When social worker Diane Anderson first heard about the Presbyterian Church (U.S.A.)’s 1001 New Worshiping Communities initiative from her pastor, she couldn’t sleep at night.

“I was awake, coming under the authority of the Holy Spirit,” she says.

Anna Taylor Sweringen, her pastor at United Presbyterian Church of Paterson, New Jersey, expected as much, based on Anderson’s leadership as a ruling elder and the chair of the church’s evangelism and outreach committee.

“You can tell from the fruit of her ministry that she is listening to what God is telling her to do,” Sweringen says.

In those initial sleepless nights of listening, Anderson sensed God asking her to reach out to people on the street directly behind the church.

“It’s a major prostitution strip, plagued by drug and alcohol abuse,” she says. “For some time I’ve felt like our church has failed the community around us.”

Anderson wanted to form a team of people from her church, who live in primarily middle-class neighborhoods, to reach out to those on the margins of society.

So she and Sweringen began to pray.

As part of their discernment and preparation to answer God’s call to start something new, they reached out to 1001 east associate Shannon Kiser who suggested that Anderson go through new worshiping community training.

After the training, Anderson used the 1001 discernment process to develop a team of people who invested and helped bring to life this vision God had given her.

In the spring she went through a three-day missional assessment, to further help her prepare for and sustain the new ministry, which now had a name, Faith Works.

After the assessment, she talked with Kiser and other 1001 associates about next steps. With input from Sweringen, they decided to create a 10-week summer internship, where Anderson could dig into her vision for this new ministry.

One of the first things she did was invite people in the community to come to the church.

June 27 is a date she won’t forget. No one showed up.

“I immediately starting praying, ‘God, what did I do wrong?’” she says. “That’s when I felt the Spirit urging me to be mobile—to go to them.”

The Faith Works team began to pray near a neighborhood Chinese restaurant where the biggest seller was chicken wings — which gave Diane Anderson her idea for 'wings and a prayer' night. —Faith Works

She thought, “OK, I can pray outside, in the streets.”

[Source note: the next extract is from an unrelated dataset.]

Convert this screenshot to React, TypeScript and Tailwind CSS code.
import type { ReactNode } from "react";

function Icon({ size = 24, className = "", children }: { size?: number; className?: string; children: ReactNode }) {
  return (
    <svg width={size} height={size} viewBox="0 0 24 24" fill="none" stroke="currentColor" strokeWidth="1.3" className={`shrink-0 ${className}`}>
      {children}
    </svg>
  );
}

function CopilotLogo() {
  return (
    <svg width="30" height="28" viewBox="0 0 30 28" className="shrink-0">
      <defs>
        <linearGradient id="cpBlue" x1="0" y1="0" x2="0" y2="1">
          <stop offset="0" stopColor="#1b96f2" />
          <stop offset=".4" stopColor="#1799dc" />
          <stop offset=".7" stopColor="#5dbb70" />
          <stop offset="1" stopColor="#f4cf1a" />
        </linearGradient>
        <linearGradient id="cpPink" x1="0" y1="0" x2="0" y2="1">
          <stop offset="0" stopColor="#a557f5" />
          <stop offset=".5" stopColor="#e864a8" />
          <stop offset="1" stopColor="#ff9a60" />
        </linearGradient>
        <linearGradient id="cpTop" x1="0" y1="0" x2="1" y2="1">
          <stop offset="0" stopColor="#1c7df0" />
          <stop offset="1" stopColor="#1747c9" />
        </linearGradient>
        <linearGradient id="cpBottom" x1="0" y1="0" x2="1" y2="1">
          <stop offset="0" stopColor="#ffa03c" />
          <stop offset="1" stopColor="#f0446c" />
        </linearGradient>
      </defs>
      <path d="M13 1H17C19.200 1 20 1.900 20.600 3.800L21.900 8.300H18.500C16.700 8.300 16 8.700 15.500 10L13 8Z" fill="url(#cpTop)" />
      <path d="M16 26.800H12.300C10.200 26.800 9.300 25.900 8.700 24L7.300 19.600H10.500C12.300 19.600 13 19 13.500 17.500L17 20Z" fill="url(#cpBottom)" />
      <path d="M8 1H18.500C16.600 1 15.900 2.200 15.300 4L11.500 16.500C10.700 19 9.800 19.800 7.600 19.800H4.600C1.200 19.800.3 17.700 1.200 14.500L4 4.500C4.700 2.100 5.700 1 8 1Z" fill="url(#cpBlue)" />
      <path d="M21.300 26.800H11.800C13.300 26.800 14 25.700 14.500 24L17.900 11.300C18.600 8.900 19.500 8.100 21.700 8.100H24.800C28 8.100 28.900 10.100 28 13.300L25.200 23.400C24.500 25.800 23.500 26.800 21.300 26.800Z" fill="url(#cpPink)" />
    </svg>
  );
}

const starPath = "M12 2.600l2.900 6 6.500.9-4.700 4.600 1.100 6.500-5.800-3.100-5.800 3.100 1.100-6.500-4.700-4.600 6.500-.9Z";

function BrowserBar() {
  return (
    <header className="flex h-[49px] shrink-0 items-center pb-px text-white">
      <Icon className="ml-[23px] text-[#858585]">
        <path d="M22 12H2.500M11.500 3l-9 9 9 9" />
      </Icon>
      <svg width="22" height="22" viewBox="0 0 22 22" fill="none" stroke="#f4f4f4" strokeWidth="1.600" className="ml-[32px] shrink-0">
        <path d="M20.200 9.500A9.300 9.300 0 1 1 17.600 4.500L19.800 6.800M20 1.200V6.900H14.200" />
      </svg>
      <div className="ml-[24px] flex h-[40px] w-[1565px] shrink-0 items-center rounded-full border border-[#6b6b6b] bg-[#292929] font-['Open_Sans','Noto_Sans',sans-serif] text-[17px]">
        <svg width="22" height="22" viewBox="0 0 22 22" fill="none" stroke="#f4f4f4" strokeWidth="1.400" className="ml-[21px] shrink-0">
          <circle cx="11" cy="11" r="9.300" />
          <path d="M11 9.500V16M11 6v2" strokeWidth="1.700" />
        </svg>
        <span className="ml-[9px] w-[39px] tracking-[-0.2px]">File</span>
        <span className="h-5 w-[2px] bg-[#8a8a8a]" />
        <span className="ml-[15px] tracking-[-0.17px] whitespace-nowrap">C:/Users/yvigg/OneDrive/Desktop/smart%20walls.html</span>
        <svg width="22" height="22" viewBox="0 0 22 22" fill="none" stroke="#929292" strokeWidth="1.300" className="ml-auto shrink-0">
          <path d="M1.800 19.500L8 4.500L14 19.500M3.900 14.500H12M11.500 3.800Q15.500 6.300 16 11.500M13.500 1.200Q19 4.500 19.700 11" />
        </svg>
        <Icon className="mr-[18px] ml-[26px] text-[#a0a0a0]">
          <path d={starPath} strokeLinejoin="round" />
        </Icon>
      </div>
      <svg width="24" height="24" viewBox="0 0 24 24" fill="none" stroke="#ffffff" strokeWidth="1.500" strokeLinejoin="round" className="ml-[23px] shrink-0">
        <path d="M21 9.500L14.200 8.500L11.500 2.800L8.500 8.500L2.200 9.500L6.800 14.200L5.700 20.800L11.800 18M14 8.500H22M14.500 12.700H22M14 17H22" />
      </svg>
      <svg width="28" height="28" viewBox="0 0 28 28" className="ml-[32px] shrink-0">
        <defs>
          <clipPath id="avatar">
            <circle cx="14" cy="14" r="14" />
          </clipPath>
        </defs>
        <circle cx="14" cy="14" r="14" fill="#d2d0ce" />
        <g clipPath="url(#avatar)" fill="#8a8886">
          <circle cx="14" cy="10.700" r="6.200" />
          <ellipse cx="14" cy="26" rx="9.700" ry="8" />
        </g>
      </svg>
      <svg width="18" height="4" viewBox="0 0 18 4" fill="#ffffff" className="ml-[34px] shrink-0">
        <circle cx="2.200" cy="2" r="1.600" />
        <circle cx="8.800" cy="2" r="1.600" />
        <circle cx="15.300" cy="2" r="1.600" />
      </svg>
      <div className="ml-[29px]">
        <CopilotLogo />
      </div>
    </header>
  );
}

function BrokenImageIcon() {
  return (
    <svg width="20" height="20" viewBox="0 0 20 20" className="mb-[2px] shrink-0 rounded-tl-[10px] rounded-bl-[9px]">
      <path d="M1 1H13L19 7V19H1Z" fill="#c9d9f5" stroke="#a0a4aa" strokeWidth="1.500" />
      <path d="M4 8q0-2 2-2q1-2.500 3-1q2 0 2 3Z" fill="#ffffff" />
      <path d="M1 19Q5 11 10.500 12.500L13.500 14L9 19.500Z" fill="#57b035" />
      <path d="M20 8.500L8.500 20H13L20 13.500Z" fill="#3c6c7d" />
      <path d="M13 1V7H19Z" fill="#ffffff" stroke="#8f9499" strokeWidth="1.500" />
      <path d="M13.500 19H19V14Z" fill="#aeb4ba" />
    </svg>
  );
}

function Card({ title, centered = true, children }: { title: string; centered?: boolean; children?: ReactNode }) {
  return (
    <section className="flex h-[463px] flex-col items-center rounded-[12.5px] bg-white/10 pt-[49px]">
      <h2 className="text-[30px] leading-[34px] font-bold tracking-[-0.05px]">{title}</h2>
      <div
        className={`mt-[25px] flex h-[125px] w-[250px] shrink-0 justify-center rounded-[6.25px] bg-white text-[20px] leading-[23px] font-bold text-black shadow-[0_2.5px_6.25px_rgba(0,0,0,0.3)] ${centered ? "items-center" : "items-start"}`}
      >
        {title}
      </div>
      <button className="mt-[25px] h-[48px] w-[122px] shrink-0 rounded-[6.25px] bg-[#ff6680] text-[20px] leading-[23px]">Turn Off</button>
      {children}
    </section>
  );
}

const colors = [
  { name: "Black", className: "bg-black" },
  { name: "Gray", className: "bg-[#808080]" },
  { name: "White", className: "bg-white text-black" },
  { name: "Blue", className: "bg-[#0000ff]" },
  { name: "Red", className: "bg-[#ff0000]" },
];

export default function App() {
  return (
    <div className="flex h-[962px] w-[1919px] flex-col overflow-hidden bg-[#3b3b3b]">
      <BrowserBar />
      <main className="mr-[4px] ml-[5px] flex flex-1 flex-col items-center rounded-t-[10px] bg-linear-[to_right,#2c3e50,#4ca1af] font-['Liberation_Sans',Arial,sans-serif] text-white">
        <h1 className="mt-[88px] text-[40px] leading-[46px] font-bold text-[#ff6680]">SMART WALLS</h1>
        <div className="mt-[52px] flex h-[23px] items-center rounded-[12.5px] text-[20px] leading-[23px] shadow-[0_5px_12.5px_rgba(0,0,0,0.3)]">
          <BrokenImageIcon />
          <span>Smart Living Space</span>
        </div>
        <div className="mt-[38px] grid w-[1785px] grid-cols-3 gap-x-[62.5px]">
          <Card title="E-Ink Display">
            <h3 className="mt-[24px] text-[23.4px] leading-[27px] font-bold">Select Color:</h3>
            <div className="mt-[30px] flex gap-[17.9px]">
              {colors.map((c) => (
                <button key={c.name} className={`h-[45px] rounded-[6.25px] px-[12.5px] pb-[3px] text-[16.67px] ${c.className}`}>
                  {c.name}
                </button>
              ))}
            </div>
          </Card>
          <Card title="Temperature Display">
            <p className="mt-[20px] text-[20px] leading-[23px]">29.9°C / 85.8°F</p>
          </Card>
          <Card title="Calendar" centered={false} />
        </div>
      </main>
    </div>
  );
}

As she prayed her way through the neighborhood, Anderson felt that God wanted her new worshiping community “to feed people’s spiritual and physical hunger.”

She began to notice people congregating at a Chinese restaurant, where the biggest seller was chicken wings. Her imagination took flight. “ ‘Wings and a prayer’—we could do this,” she thought.

Help from a ‘queen bee’

Anderson’s team of six went to work, setting up their first “wings and prayer” night. The first person they encountered was a woman named Deidra, who helped them set up and started picking up garbage.

“If we’re going to have company, we need to clean up,” she said.

As it turned out, Deidra was the “queen bee” of the neighborhood. She knew everybody’s story—even people’s drugs of choice.

“By inviting people to come, Deidra became our ambassador,” says Anderson. “She became our unofficial partner in all of this.”

Now over 100 people attend, every Thursday at six.

They meet two blocks from the church, sitting against an old marble wall, eating their chicken wings and praying.

“The kind of presence we’re trying to have is to be there in their dying and living,” says Anderson. “We are not there to condemn them. If we ever do that, they won’t come back.”

Anderson remembers the night that, after they’d prayed, a man in the neighborhood came back and handed over a $10 bill.

“He said, ‘I’m giving you what I have.’ He wanted the people of God to have this money rather than the man at the liquor store. ‘They’re just contributing to my slow death, but you’re contributing to life.’ ”

Anderson says she continues to learn every day how much people are hurting and how much they want to be released from the bondage that holds them.

“There’s pain, low self-esteem, drug and alcohol abuse, men with heavy guilt for not being available to their children,” she says.

To help meet those needs, the Faith Works team plans to move the “wings and prayer” service inside the church. Organizers hope to have preparations complete by winter.

“We’re trying to get pictures of the 100 people who are coming,” Anderson says. “We want to make a collage of all of their images and title it ‘The Face of God.’ ”

Hearing this, Kiser says: “Not everyone could do what Diane is doing. She is such a witness to hope in a nonjudgmental way. It’s a very unique ministry, which she is equipped for. She’s a go-getter, attentive to—and listening to—the Holy Spirit.”

Sweringen says United Presbyterian is “so excited about what God is doing through Diane” that the session officially requested that the Presbytery of the Palisades make her a commissioned ruling elder.

“She’s even taken classes of preparation for ministry—for lay leaders—at Princeton,” Sweringen says. “We can’t wait for her to be welcomed into this 1001 ministry for which she was ordained.”

Editors Note: In late September Faith Works received a $7,500 "Seed" Grant from Mission Program Grants, the funding arm of Presbyterian Mission Agency which help establish New Worshiping Communities.